| What the exercise asks |
Exactly as written, quote every line that follows, skipping the images.

___ Source material ___

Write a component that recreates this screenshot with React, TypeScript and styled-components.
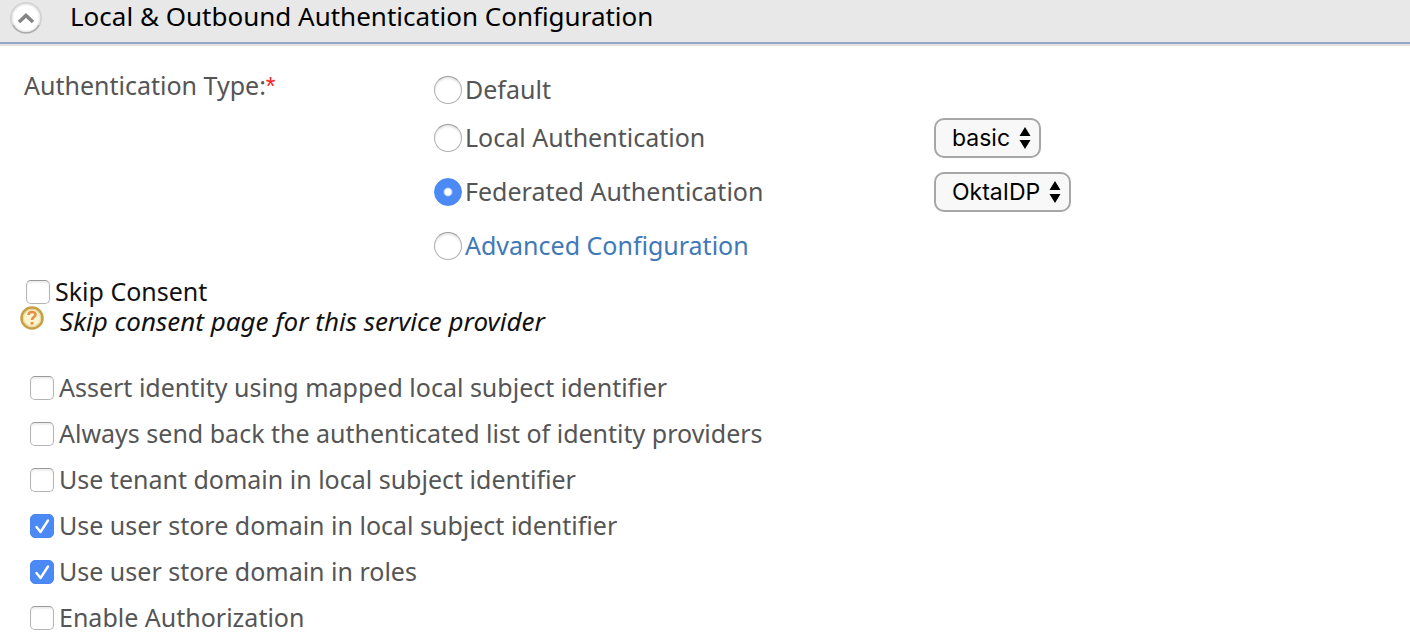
import React, { useState } from 'react';
import styled, { createGlobalStyle } from 'styled-components';

const GlobalStyle = createGlobalStyle`
  * { box-sizing: border-box; }
  body {
    margin: 0;
    background: #fff;
    color: #555;
    font: 25px/28px 'Lucida Grande', 'Noto Sans', sans-serif;
  }
`;

const Header = styled.h2`
  display: flex;
  align-items: flex-start;
  height: 46px;
  margin: 0;
  border-bottom: 2px solid #e3e3e3;
  background: #e8e8e8;
  box-shadow: inset 0 -2px 0 #94a6c8;
  color: #000;
  font-size: 26px;
  font-weight: 400;
  line-height: 32px;
`;

const Toggle = styled.button`
  display: flex;
  align-items: flex-start;
  gap: 28px;
  width: 100%;
  padding: 0 10px;
  border: 0;
  background: none;
  color: inherit;
  font: inherit;
  text-align: left;
  cursor: pointer;

  svg { flex: none; margin-top: 2px; }
`;

const TypeSection = styled.section`
  display: grid;
  grid-template-columns: 410px 1fr;
  padding: 23px 24px 0;
`;

const FieldName = styled.div`
  padding-top: 2px;
`;

const Required = styled.span`
  color: #f22;
  font-family: 'Liberation Sans', sans-serif;
`;

const Choice = styled.div<{ $compact?: boolean }>`
  display: grid;
  grid-template-columns: 500px 1fr;
  align-items: center;
  height: ${(p) => (p.$compact ? 42 : 54)}px;
`;

const RadioLabel = styled.label`
  display: flex;
  align-items: flex-start;
  gap: 3px;
  line-height: 26px;
`;

const Radio = styled.input.attrs({ type: 'radio' })`
  appearance: none;
  flex: none;
  width: 28px;
  height: 28px;
  margin: 0;
  border: 1px solid #b0b0b0;
  border-top-color: #999;
  border-radius: 50%;
  background: #fff;
  box-shadow: inset 0 2px 2px #e8e8e8;

  &:checked {
    border-color: #4a87f3;
    background: radial-gradient(circle, #fff 3px, #4b89f5 5px);
    box-shadow: none;
  }
`;

const Link = styled.a`
  color: #4078b8;
  text-decoration: none;
`;

const SelectBox = styled.div`
  display: grid;
  justify-self: start;
  align-items: center;

  > * { grid-area: 1 / 1; }
  > svg { justify-self: end; margin-right: 10px; pointer-events: none; }
`;

const Select = styled.select`
  appearance: none;
  height: 40px;
  padding: 0 28px 0 16px;
  border: 2px solid #a6a6a6;
  border-radius: 10px;
  background: #f8f8f8;
  color: #000;
  font: 23px/30px Inter, sans-serif;
`;

const Consent = styled.section`
  padding: 4px 20px 0;
  color: #111;
`;

const ConsentRow = styled.div`
  padding-left: 6px;
`;

const Help = styled.p`
  display: flex;
  align-items: flex-start;
  gap: 16px;
  margin: 1px 0 0;
  font-size: 26px;
  font-style: italic;
  line-height: 30px;
`;

const Options = styled.section`
  display: flex;
  flex-direction: column;
  gap: 18px;
  padding: 37px 30px 0;
`;

const CheckLabel = styled.label`
  display: flex;
  align-items: flex-start;
  gap: 5px;
`;

const CheckBox = styled.span`
  display: grid;
  flex: none;
  margin-top: 3px;

  > * { grid-area: 1 / 1; }
  > svg { pointer-events: none; }
`;

const CheckInput = styled.input.attrs({ type: 'checkbox' })`
  appearance: none;
  width: 24px;
  height: 24px;
  margin: 0;
  border: 1px solid #b4b4b4;
  border-top-color: #999;
  border-radius: 5px;
  background: #fff;
  box-shadow: inset 0 2px 2px #eee;

  &:checked {
    border-color: #4a87f3;
    background: #4b89f5;
    box-shadow: none;
  }
  & + svg { visibility: hidden; }
  &:checked + svg { visibility: visible; }
`;

function CollapseIcon() {
  return (
    <svg width="32" height="32" viewBox="0 0 32 32" aria-hidden="true">
      <circle cx="16" cy="16" r="15" fill="#fff" stroke="#d2d2d2" strokeWidth="2" />
      <circle cx="16" cy="16" r="13.500" fill="none" stroke="#ececec" strokeWidth="1.500" />
      <path d="M3 23a14.700 14.700 0 0 0 26 0" fill="none" stroke="#aaa" strokeWidth="1.500" />
      <path d="M9 20l7-6.500 7 6.500" fill="none" stroke="#858585" strokeWidth="3.600" />
    </svg>
  );
}

function HelpIcon() {
  return (
    <svg width="24" height="24" viewBox="0 0 24 24" aria-hidden="true">
      <circle cx="12" cy="12" r="10.500" fill="#fcf3cf" stroke="#c5a044" strokeWidth="2.500" />
      <circle cx="12" cy="12" r="8.500" fill="none" stroke="#e8d49a" strokeWidth="1" />
      <path d="M8.500 9c0-4 7-4 7-.5 0 2.500-3.500 2.500-3.500 5.500" fill="none" stroke="#e5904a" strokeWidth="2.600" />
      <rect x="10.600" y="16" width="2.800" height="2.600" fill="#e5904a" />
    </svg>
  );
}

function Arrows() {
  return (
    <svg width="12" height="24" viewBox="0 0 12 24" aria-hidden="true">
      <path d="M6 1l5.500 9H.5zM6 23l5.500-9H.5z" fill="#000" />
    </svg>
  );
}

function Check({ label, checked = false }: { label: string; checked?: boolean }) {
  const [on, setOn] = useState(checked);
  return (
    <CheckLabel>
      <CheckBox>
        <CheckInput checked={on} onChange={(e) => setOn(e.target.checked)} />
        <svg width="24" height="24" viewBox="0 0 24 24" aria-hidden="true">
          <path d="M6.500 13l4 5L18 6.500" fill="none" stroke="#fff" strokeWidth="2.400" strokeLinecap="round" strokeLinejoin="round" />
        </svg>
      </CheckBox>
      {label}
    </CheckLabel>
  );
}

function Dropdown({ label, value }: { label: string; value: string }) {
  return (
    <SelectBox>
      <Select aria-label={label} defaultValue={value}>
        <option>{value}</option>
      </Select>
      <Arrows />
    </SelectBox>
  );
}

const OPTIONS = [
  { label: 'Assert identity using mapped local subject identifier' },
  { label: 'Always send back the authenticated list of identity providers' },
  { label: 'Use tenant domain in local subject identifier' },
  { label: 'Use user store domain in local subject identifier', checked: true },
  { label: 'Use user store domain in roles', checked: true },
  { label: 'Enable Authorization' },
];

export default function App() {
  return (
    <>
      <GlobalStyle />
      <Header>
        <Toggle type="button" aria-expanded="true">
          <CollapseIcon />
          Local &amp; Outbound Authentication Configuration
        </Toggle>
      </Header>
      <main>
        <TypeSection>
          <FieldName id="auth-type">
            Authentication Type:<Required>*</Required>
          </FieldName>
          <div role="radiogroup" aria-labelledby="auth-type">
            <Choice $compact>
              <RadioLabel><Radio name="type" />Default</RadioLabel>
            </Choice>
            <Choice>
              <RadioLabel><Radio name="type" />Local Authentication</RadioLabel>
              <Dropdown label="Local authenticator" value="basic" />
            </Choice>
            <Choice>
              <RadioLabel><Radio name="type" defaultChecked />Federated Authentication</RadioLabel>
              <Dropdown label="Identity provider" value="OktaIDP" />
            </Choice>
            <Choice>
              <RadioLabel><Radio name="type" /><Link href="#advanced">Advanced Configuration</Link></RadioLabel>
            </Choice>
          </div>
        </TypeSection>
        <Consent>
          <ConsentRow><Check label="Skip Consent" /></ConsentRow>
          <Help><HelpIcon />Skip consent page for this service provider</Help>
        </Consent>
        <Options>
          {OPTIONS.map((o) => <Check key={o.label} {...o} />)}
        </Options>
      </main>
    </>
  );
}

___

| Exercise answer |
Write a component that recreates this screenshot with React, TypeScript and styled-components.
import React, { useState } from 'react';
import styled, { createGlobalStyle } from 'styled-components';

const GlobalStyle = createGlobalStyle`
  * { box-sizing: border-box; }
  body {
    margin: 0;
    background: #fff;
    color: #555;
    font: 25px/28px 'Lucida Grande', 'Noto Sans', sans-serif;
  }
`;

const Header = styled.h2`
  display: flex;
  align-items: flex-start;
  height: 46px;
  margin: 0;
  border-bottom: 2px solid #e3e3e3;
  background: #e8e8e8;
  box-shadow: inset 0 -2px 0 #94a6c8;
  color: #000;
  font-size: 26px;
  font-weight: 400;
  line-height: 32px;
`;

const Toggle = styled.button`
  display: flex;
  align-items: flex-start;
  gap: 28px;
  width: 100%;
  padding: 0 10px;
  border: 0;
  background: none;
  color: inherit;
  font: inherit;
  text-align: left;
  cursor: pointer;

  svg { flex: none; margin-top: 2px; }
`;

const TypeSection = styled.section`
  display: grid;
  grid-template-columns: 410px 1fr;
  padding: 23px 24px 0;
`;

const FieldName = styled.div`
  padding-top: 2px;
`;

const Required = styled.span`
  color: #f22;
  font-family: 'Liberation Sans', sans-serif;
`;

const Choice = styled.div<{ $compact?: boolean }>`
  display: grid;
  grid-template-columns: 500px 1fr;
  align-items: center;
  height: ${(p) => (p.$compact ? 42 : 54)}px;
`;

const RadioLabel = styled.label`
  display: flex;
  align-items: flex-start;
  gap: 3px;
  line-height: 26px;
`;

const Radio = styled.input.attrs({ type: 'radio' })`
  appearance: none;
  flex: none;
  width: 28px;
  height: 28px;
  margin: 0;
  border: 1px solid #b0b0b0;
  border-top-color: #999;
  border-radius: 50%;
  background: #fff;
  box-shadow: inset 0 2px 2px #e8e8e8;

  &:checked {
    border-color: #4a87f3;
    background: radial-gradient(circle, #fff 3px, #4b89f5 5px);
    box-shadow: none;
  }
`;

const Link = styled.a`
  color: #4078b8;
  text-decoration: none;
`;

const SelectBox = styled.div`
  display: grid;
  justify-self: start;
  align-items: center;

  > * { grid-area: 1 / 1; }
  > svg { justify-self: end; margin-right: 10px; pointer-events: none; }
`;

const Select = styled.select`
  appearance: none;
  height: 40px;
  padding: 0 28px 0 16px;
  border: 2px solid #a6a6a6;
  border-radius: 10px;
  background: #f8f8f8;
  color: #000;
  font: 23px/30px Inter, sans-serif;
`;

const Consent = styled.section`
  padding: 4px 20px 0;
  color: #111;
`;

const ConsentRow = styled.div`
  padding-left: 6px;
`;

const Help = styled.p`
  display: flex;
  align-items: flex-start;
  gap: 16px;
  margin: 1px 0 0;
  font-size: 26px;
  font-style: italic;
  line-height: 30px;
`;

const Options = styled.section`
  display: flex;
  flex-direction: column;
  gap: 18px;
  padding: 37px 30px 0;
`;

const CheckLabel = styled.label`
  display: flex;
  align-items: flex-start;
  gap: 5px;
`;

const CheckBox = styled.span`
  display: grid;
  flex: none;
  margin-top: 3px;

  > * { grid-area: 1 / 1; }
  > svg { pointer-events: none; }
`;

const CheckInput = styled.input.attrs({ type: 'checkbox' })`
  appearance: none;
  width: 24px;
  height: 24px;
  margin: 0;
  border: 1px solid #b4b4b4;
  border-top-color: #999;
  border-radius: 5px;
  background: #fff;
  box-shadow: inset 0 2px 2px #eee;

  &:checked {
    border-color: #4a87f3;
    background: #4b89f5;
    box-shadow: none;
  }
  & + svg { visibility: hidden; }
  &:checked + svg { visibility: visible; }
`;

function CollapseIcon() {
  return (
    <svg width="32" height="32" viewBox="0 0 32 32" aria-hidden="true">
      <circle cx="16" cy="16" r="15" fill="#fff" stroke="#d2d2d2" strokeWidth="2" />
      <circle cx="16" cy="16" r="13.500" fill="none" stroke="#ececec" strokeWidth="1.500" />
      <path d="M3 23a14.700 14.700 0 0 0 26 0" fill="none" stroke="#aaa" strokeWidth="1.500" />
      <path d="M9 20l7-6.500 7 6.500" fill="none" stroke="#858585" strokeWidth="3.600" />
    </svg>
  );
}

function HelpIcon() {
  return (
    <svg width="24" height="24" viewBox="0 0 24 24" aria-hidden="true">
      <circle cx="12" cy="12" r="10.500" fill="#fcf3cf" stroke="#c5a044" strokeWidth="2.500" />
      <circle cx="12" cy="12" r="8.500" fill="none" stroke="#e8d49a" strokeWidth="1" />
      <path d="M8.500 9c0-4 7-4 7-.5 0 2.500-3.500 2.500-3.500 5.500" fill="none" stroke="#e5904a" strokeWidth="2.600" />
      <rect x="10.600" y="16" width="2.800" height="2.600" fill="#e5904a" />
    </svg>
  );
}

function Arrows() {
  return (
    <svg width="12" height="24" viewBox="0 0 12 24" aria-hidden="true">
      <path d="M6 1l5.500 9H.5zM6 23l5.500-9H.5z" fill="#000" />
    </svg>
  );
}

function Check({ label, checked = false }: { label: string; checked?: boolean }) {
  const [on, setOn] = useState(checked);
  return (
    <CheckLabel>
      <CheckBox>
        <CheckInput checked={on} onChange={(e) => setOn(e.target.checked)} />
        <svg width="24" height="24" viewBox="0 0 24 24" aria-hidden="true">
          <path d="M6.500 13l4 5L18 6.500" fill="none" stroke="#fff" strokeWidth="2.400" strokeLinecap="round" strokeLinejoin="round" />
        </svg>
      </CheckBox>
      {label}
    </CheckLabel>
  );
}

function Dropdown({ label, value }: { label: string; value: string }) {
  return (
    <SelectBox>
      <Select aria-label={label} defaultValue={value}>
        <option>{value}</option>
      </Select>
      <Arrows />
    </SelectBox>
  );
}

const OPTIONS = [
  { label: 'Assert identity using mapped local subject identifier' },
  { label: 'Always send back the authenticated list of identity providers' },
  { label: 'Use tenant domain in local subject identifier' },
  { label: 'Use user store domain in local subject identifier', checked: true },
  { label: 'Use user store domain in roles', checked: true },
  { label: 'Enable Authorization' },
];

export default function App() {
  return (
    <>
      <GlobalStyle />
      <Header>
        <Toggle type="button" aria-expanded="true">
          <CollapseIcon />
          Local &amp; Outbound Authentication Configuration
        </Toggle>
      </Header>
      <main>
        <TypeSection>
          <FieldName id="auth-type">
            Authentication Type:<Required>*</Required>
          </FieldName>
          <div role="radiogroup" aria-labelledby="auth-type">
            <Choice $compact>
              <RadioLabel><Radio name="type" />Default</RadioLabel>
            </Choice>
            <Choice>
              <RadioLabel><Radio name="type" />Local Authentication</RadioLabel>
              <Dropdown label="Local authenticator" value="basic" />
            </Choice>
            <Choice>
              <RadioLabel><Radio name="type" defaultChecked />Federated Authentication</RadioLabel>
              <Dropdown label="Identity provider" value="OktaIDP" />
            </Choice>
            <Choice>
              <RadioLabel><Radio name="type" /><Link href="#advanced">Advanced Configuration</Link></RadioLabel>
            </Choice>
          </div>
        </TypeSection>
        <Consent>
          <ConsentRow><Check label="Skip Consent" /></ConsentRow>
          <Help><HelpIcon />Skip consent page for this service provider</Help>
        </Consent>
        <Options>
          {OPTIONS.map((o) => <Check key={o.label} {...o} />)}
        </Options>
      </main>
    </>
  );
}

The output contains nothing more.